At 4 a.m. on November 1, a buzzer rang through the hall of Thailand's House of Representatives. After 19 hours and the abstention of the Democrats, bleary-eyed MPs unanimously passed the amnesty bill.

Protests against the bill, now headed for the senate, dramatically picked up. On Monday November 4, thousands of largely middle class Bangkokians gathered sporting Thai flag paraphernalia and whistles. Leading the pack was Suthep.


SNOWBALL EFFECT

Faced with public outrage, Yingluck quickly ordered the bill to be pulled from the Senate. Her advisors now spin this as proof that she listens to the public and admits her mistakes, and shift the blame for the bill onto Puea Thai and its MPs.

"As a political party, we didn't anticipate the very negative feedback from the public," Noppadon Pattama, a Puea Thai strategist who advises both Thaksin and Yingluck, told Reuters.

The aborted bill provided Yingluck's long-dormant enemies with the ammunition they needed. On November 12, Suthep resigned from parliament along with eight other Democrat MPs. The protests began their evolution into an uprising against, first, the "Thaksin regime", and then Thailand's system of electoral democracy itself.

"Once they were participating in the rallies against Thaksin, people who were against the bill became people against the system," the Puea Thai MP told Reuters. "They got their critical mass and snowball effect."

Jatuporn Prompan, a UDD leader and senior Puea Thai member, said he could see that Suthep and other establishment figures had long been planning a fresh uprising. He warned party leaders that the amnesty bill was just the trigger they needed.

"Suthep Thaugsuban and his team took two years to prepare for this to happen," Jatuporn Prompan, a leader of the UDD and senior Puea Thai member, told Reuters. "He was preparing with the support of a network of elite bureaucrats."

The protests unleashed by the aborted bill have added to a perfect storm of crisis for Yingluck, who has been a caretaker prime minister - with limited powers - since dissolving parliament on December 9 to call a snap election.

Thailand's anti-corruption commission has launched an impeachment investigation into her role as head of a wasteful and opaque rice-pledging scheme. Farmers waiting payment under the multi-billion-dollar scheme are blocking provincial highways in protest.

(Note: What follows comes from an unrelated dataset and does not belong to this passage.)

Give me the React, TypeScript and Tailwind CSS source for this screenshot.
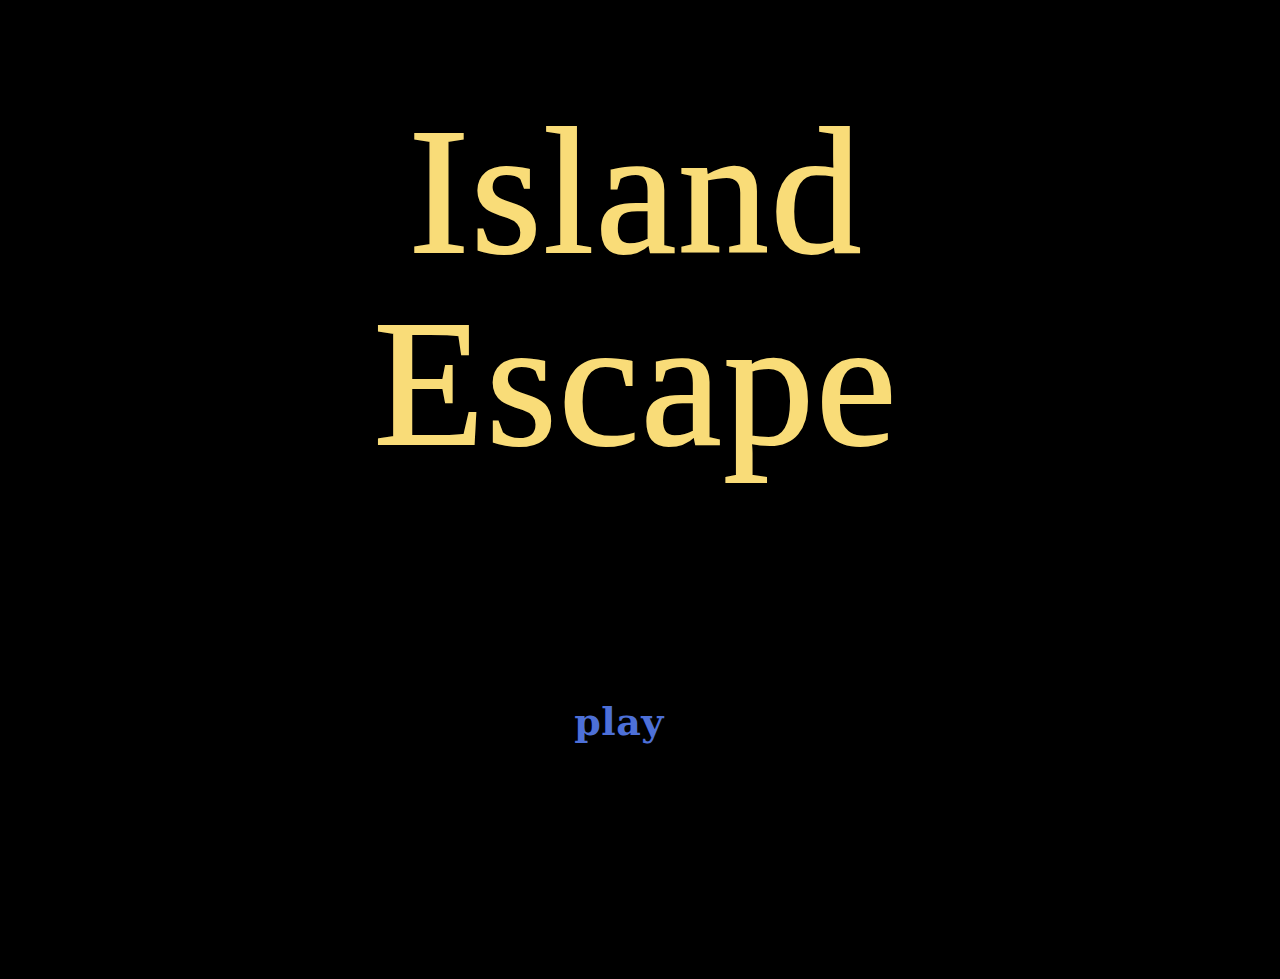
export default function App() {
  return (
    <div className="min-h-screen w-full bg-black flex flex-col items-center">
      <h1 className="mt-[95px] mr-[8px] text-center font-['Liberation_Serif',serif] text-[181px] leading-[192px] tracking-[2px] text-[#f9dc78] font-normal [-webkit-text-stroke:2px_#f9dc78]">
        Island
        <br />
        Escape
      </h1>
      <button className="mt-[224px] mr-[42px] font-['DejaVu_Serif',serif] text-[38px] leading-[38px] tracking-[0.5px] font-bold text-[#4d70d8]">
        play
      </button>
    </div>
  )
}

Thousands of protesters still occupy major intersections in an attempt to "shut down" Bangkok. The capital is braced for violence during Sunday's election, which the Democrat Party is boycotting.

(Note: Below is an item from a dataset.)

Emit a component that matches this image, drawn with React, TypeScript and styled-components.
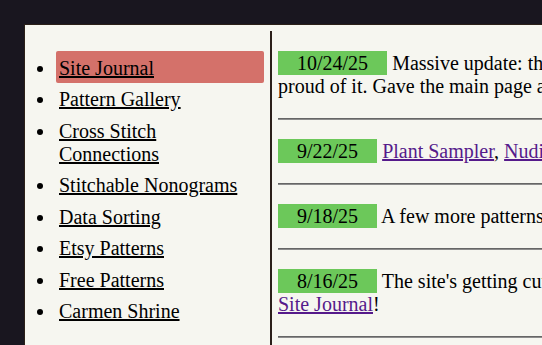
import styled, { createGlobalStyle } from "styled-components";

const GlobalStyle = createGlobalStyle`
  html, body {
    overflow: hidden;
  }
  body {
    margin: 0;
    padding: 24px;
    background-color: #19161f;
  }
`;

const navItems = [
  "Site Journal",
  "Pattern Gallery",
  "Cross Stitch Connections",
  "Stitchable Nonograms",
  "Data Sorting",
  "Etsy Patterns",
  "Free Patterns",
  "Carmen Shrine",
];

const App = () => {
  return (
    <>
      <GlobalStyle />
      <Page>
        <Sidebar>
          <NavList>
            {navItems.map((item, i) => (
              <NavItem key={item} $active={i === 0}>
                <NavLink href="#">{item}</NavLink>
              </NavItem>
            ))}
          </NavList>
        </Sidebar>
        <Main>
          <Entry>
            <DateTag>10/24/25</DateTag> Massive update: the whole site got a new look and
            I'm really proud of it. Gave the main page a makeover and tidied every gallery.
          </Entry>
          <Rule />
          <Entry>
            <DateTag>9/22/25</DateTag> <PostLink href="#">Plant Sampler</PostLink>,{" "}
            <PostLink href="#">Nudibranch Sampler</PostLink> added!
          </Entry>
          <Rule />
          <Entry>
            <DateTag>9/18/25</DateTag> A few more patterns added to the Free Patterns page.
          </Entry>
          <Rule />
          <Entry>
            <DateTag>8/16/25</DateTag> The site's getting cuter every day, so updates now
            live on the <PostLink href="#">Site Journal</PostLink>!
          </Entry>
          <Rule />
          <Entry>
            <DateTag>8/02/25</DateTag> Site opened!
          </Entry>
        </Main>
      </Page>
    </>
  );
};

const Page = styled.div`
  display: flex;
  width: 880px;
  min-height: 700px;
  padding-top: 6px;
  background-color: #f6f6f0;
  border: 1px solid #2b2018;
  font-family: "Liberation Serif", "Times New Roman", Times, serif;
  font-size: 20px;
  color: #000;
`;

const Sidebar = styled.nav`
  flex: 0 0 247px;
  padding-right: 6px;
  box-sizing: border-box;
  border-right: 2px solid #2b1f1a;
`;

const NavList = styled.ul`
  margin: 20px 0 0;
  padding-left: 31px;
  list-style: disc;
`;

const NavItem = styled.li<{ $active?: boolean }>`
  padding: 5.5px 3px 3px;
  line-height: 23px;
  border-radius: 2px;
  background-color: ${(p) => (p.$active ? "#d4716a" : "transparent")};
`;

const NavLink = styled.a`
  color: #000;
  text-decoration: underline;
`;

const Main = styled.main`
  width: 613px;
  padding: 0.5px 0 0 6px;
`;

const Entry = styled.p`
  margin: 20px 0;
  line-height: 23px;
`;

const DateTag = styled.span`
  padding: 1px 19px 1.5px;
  background-color: #6cc85a;
`;

const PostLink = styled.a`
  color: #551a8b;
`;

const Rule = styled.hr`
  margin: 10px 0;
  height: 0;
  border: none;
  border-top: 1px solid #666666;
  border-bottom: 1px solid #8c8c8c;
`;

export default App;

Protesters want the election postponed until parliament is replaced by an unelected "people's council" to reform Thai politics. They also demand Yingluck's resignation and the exile of the entire Shinawatra clan.

Yingluck refuses to go. Even today, said Suranand, she broadly stands by the amnesty bill that might yet destroy her.

"She sees it as: If you can forgive everyone, and everyone accepts that forgiveness, then you can reset everything and move on," he said. "Of course, it didn't turn out that way."